→ TASK REQUIREMENTS
For each line below that includes the word "code", make a copy.

→ RECORDS FOR THE TASK
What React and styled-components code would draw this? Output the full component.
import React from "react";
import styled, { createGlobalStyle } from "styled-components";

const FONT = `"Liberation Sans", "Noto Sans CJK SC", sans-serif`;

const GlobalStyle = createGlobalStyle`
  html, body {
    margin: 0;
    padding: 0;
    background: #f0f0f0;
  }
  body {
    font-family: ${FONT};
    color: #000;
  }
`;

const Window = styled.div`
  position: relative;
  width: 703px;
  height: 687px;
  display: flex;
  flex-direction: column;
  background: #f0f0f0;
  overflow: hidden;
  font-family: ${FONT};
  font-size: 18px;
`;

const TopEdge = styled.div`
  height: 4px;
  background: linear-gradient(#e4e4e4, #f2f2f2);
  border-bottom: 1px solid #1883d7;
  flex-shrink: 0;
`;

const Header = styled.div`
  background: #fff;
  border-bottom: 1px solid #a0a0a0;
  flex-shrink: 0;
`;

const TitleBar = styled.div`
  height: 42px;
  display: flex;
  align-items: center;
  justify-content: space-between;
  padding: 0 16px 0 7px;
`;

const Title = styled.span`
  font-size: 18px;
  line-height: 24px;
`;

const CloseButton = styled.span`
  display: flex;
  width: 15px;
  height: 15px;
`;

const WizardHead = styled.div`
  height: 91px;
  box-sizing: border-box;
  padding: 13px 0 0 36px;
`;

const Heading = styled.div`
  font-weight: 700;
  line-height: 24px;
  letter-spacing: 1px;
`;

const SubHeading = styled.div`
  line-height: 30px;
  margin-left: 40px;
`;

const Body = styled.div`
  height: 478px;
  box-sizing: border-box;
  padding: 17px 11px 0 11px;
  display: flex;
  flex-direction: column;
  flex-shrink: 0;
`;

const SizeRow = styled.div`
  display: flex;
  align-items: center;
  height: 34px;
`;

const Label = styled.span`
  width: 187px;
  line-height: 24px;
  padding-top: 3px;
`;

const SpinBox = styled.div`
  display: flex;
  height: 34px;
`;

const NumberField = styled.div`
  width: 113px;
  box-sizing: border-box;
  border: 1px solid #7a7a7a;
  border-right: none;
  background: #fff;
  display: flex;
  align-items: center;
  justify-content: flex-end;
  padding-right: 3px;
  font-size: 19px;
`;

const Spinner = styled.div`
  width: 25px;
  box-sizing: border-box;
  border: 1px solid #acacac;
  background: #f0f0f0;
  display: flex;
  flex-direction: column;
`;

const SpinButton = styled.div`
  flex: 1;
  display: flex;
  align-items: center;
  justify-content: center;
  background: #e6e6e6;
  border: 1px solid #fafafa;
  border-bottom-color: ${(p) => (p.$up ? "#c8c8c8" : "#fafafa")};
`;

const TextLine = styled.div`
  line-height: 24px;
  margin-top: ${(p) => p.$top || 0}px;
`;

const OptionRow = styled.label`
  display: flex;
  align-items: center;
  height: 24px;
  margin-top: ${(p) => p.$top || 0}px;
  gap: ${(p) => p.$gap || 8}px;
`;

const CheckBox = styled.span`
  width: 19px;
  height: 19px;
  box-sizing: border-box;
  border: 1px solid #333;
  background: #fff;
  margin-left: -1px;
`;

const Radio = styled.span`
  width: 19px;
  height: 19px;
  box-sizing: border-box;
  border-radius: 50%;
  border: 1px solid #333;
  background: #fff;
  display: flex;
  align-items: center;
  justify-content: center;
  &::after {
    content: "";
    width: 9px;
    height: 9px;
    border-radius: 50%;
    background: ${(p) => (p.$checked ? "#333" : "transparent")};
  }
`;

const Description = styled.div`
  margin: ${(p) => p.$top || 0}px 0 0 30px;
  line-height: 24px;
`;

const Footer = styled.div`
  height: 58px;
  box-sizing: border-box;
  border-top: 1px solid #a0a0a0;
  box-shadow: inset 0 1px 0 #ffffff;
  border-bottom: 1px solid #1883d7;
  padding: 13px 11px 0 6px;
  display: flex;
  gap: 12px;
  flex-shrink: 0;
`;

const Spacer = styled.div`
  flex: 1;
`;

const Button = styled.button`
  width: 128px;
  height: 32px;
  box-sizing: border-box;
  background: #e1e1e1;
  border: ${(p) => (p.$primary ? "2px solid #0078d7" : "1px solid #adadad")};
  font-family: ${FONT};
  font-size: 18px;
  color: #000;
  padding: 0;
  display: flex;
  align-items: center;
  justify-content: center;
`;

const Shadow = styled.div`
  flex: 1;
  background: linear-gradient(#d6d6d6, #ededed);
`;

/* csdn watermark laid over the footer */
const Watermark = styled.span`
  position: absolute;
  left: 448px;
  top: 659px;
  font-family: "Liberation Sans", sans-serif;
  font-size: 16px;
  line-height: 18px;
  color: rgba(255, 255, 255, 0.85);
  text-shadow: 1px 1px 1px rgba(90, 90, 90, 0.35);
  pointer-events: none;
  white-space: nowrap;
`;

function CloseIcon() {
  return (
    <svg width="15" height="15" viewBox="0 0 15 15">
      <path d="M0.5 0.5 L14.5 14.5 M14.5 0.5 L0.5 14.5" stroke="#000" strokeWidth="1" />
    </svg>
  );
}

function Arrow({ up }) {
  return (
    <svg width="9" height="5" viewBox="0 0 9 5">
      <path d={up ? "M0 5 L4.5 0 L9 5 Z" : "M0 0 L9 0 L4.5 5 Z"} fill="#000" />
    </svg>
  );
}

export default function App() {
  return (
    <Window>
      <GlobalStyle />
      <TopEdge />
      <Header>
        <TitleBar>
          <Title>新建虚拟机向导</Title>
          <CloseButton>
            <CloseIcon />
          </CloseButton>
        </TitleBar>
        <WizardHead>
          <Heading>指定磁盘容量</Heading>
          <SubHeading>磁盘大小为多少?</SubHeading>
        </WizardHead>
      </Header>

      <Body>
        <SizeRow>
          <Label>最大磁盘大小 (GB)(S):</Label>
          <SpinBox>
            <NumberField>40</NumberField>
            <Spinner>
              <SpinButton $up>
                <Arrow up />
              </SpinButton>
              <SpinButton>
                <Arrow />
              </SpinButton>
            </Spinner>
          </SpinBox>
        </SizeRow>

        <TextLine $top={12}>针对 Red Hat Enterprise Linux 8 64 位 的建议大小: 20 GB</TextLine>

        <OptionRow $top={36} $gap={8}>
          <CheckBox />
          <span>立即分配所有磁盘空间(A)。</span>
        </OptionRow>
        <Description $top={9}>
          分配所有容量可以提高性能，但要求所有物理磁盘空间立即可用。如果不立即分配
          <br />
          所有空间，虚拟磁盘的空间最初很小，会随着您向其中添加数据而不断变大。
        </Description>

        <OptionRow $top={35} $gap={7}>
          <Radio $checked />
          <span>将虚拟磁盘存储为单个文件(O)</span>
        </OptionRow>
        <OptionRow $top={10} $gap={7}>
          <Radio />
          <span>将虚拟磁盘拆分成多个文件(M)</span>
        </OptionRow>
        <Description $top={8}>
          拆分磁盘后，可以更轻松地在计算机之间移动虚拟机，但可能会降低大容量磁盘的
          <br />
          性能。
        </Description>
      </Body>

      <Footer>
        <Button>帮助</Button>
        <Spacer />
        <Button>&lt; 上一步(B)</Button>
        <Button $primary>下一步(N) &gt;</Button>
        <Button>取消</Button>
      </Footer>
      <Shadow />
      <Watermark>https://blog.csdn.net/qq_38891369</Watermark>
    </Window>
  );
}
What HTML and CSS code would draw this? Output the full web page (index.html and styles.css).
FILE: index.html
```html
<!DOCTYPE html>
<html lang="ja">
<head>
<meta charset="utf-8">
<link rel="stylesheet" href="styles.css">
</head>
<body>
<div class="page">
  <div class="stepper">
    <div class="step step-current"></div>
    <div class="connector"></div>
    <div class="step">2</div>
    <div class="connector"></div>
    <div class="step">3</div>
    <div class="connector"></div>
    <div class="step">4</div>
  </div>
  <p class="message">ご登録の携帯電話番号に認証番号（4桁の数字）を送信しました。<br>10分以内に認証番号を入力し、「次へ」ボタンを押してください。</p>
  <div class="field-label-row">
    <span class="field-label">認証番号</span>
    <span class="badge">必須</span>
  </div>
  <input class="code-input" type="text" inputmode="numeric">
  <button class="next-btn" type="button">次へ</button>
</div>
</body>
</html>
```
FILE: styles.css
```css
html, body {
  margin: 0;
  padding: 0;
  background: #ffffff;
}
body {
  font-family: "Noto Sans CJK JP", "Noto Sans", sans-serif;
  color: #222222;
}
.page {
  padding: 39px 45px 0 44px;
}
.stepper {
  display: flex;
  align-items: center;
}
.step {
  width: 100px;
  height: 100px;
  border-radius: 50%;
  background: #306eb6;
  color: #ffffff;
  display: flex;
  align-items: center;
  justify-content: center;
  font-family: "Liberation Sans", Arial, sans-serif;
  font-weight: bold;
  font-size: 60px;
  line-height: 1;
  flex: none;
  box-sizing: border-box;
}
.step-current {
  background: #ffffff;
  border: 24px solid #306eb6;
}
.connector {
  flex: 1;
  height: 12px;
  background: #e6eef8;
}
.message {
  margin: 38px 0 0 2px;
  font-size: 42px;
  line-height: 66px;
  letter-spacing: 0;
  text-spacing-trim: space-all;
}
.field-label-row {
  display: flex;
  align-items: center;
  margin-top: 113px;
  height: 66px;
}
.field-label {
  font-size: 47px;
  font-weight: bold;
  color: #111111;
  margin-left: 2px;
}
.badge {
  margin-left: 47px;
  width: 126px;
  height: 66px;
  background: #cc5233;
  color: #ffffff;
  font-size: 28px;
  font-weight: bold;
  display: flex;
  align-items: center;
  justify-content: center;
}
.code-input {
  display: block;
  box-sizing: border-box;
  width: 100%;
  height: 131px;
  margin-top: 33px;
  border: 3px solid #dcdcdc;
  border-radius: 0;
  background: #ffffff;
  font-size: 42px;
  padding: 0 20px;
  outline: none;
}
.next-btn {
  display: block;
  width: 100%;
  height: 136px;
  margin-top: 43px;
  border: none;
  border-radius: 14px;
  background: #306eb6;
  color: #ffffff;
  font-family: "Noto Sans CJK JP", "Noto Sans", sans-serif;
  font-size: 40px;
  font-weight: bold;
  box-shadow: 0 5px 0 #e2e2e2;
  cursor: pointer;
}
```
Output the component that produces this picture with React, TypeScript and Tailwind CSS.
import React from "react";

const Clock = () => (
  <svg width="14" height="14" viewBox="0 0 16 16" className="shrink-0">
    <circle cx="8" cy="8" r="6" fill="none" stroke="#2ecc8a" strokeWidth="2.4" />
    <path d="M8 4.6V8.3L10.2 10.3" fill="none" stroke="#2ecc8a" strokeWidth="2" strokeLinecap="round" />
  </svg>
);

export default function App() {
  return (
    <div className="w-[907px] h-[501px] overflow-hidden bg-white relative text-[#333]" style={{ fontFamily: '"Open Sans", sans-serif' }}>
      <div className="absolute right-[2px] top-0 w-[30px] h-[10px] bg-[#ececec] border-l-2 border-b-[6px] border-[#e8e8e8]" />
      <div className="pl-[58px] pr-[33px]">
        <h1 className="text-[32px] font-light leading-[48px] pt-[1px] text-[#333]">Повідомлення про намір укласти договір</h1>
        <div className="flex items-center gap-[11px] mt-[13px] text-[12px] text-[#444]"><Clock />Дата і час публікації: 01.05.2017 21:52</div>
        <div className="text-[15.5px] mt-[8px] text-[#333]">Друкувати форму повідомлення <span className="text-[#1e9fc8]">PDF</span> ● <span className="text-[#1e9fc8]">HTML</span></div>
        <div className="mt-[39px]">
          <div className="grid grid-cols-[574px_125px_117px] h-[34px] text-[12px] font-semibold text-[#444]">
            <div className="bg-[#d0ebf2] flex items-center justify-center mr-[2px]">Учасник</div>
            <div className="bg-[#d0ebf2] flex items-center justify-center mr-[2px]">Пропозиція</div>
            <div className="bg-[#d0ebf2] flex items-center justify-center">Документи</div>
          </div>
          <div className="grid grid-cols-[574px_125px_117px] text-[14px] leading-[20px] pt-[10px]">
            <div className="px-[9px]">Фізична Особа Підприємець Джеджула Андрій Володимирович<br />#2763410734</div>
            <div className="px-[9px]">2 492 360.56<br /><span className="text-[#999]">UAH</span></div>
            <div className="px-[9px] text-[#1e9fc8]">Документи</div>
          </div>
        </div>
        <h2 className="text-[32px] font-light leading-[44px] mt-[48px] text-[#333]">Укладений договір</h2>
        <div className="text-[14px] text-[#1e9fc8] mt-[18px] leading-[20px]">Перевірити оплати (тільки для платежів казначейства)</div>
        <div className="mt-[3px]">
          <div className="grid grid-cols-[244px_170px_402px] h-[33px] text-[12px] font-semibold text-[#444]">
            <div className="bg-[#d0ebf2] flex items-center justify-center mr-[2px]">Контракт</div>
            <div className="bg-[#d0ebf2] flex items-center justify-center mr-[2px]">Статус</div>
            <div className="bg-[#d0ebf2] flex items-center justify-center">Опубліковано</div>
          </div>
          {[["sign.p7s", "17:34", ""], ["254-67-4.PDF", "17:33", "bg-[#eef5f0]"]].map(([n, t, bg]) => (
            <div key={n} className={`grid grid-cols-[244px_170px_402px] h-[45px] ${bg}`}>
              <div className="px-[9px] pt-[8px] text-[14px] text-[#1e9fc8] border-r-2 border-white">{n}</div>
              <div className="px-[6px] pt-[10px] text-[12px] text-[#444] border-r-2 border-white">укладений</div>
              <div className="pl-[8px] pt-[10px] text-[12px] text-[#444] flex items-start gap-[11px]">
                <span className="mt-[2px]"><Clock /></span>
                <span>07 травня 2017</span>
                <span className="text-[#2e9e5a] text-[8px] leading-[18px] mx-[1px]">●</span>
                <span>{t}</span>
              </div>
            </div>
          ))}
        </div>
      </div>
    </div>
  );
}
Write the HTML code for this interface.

→ OUTPUT
What React and styled-components code would draw this? Output the full component.
What HTML and CSS code would draw this? Output the full web page (index.html and styles.css).
  <input class="code-input" type="text" inputmode="numeric">
.code-input {
Write the HTML code for this interface.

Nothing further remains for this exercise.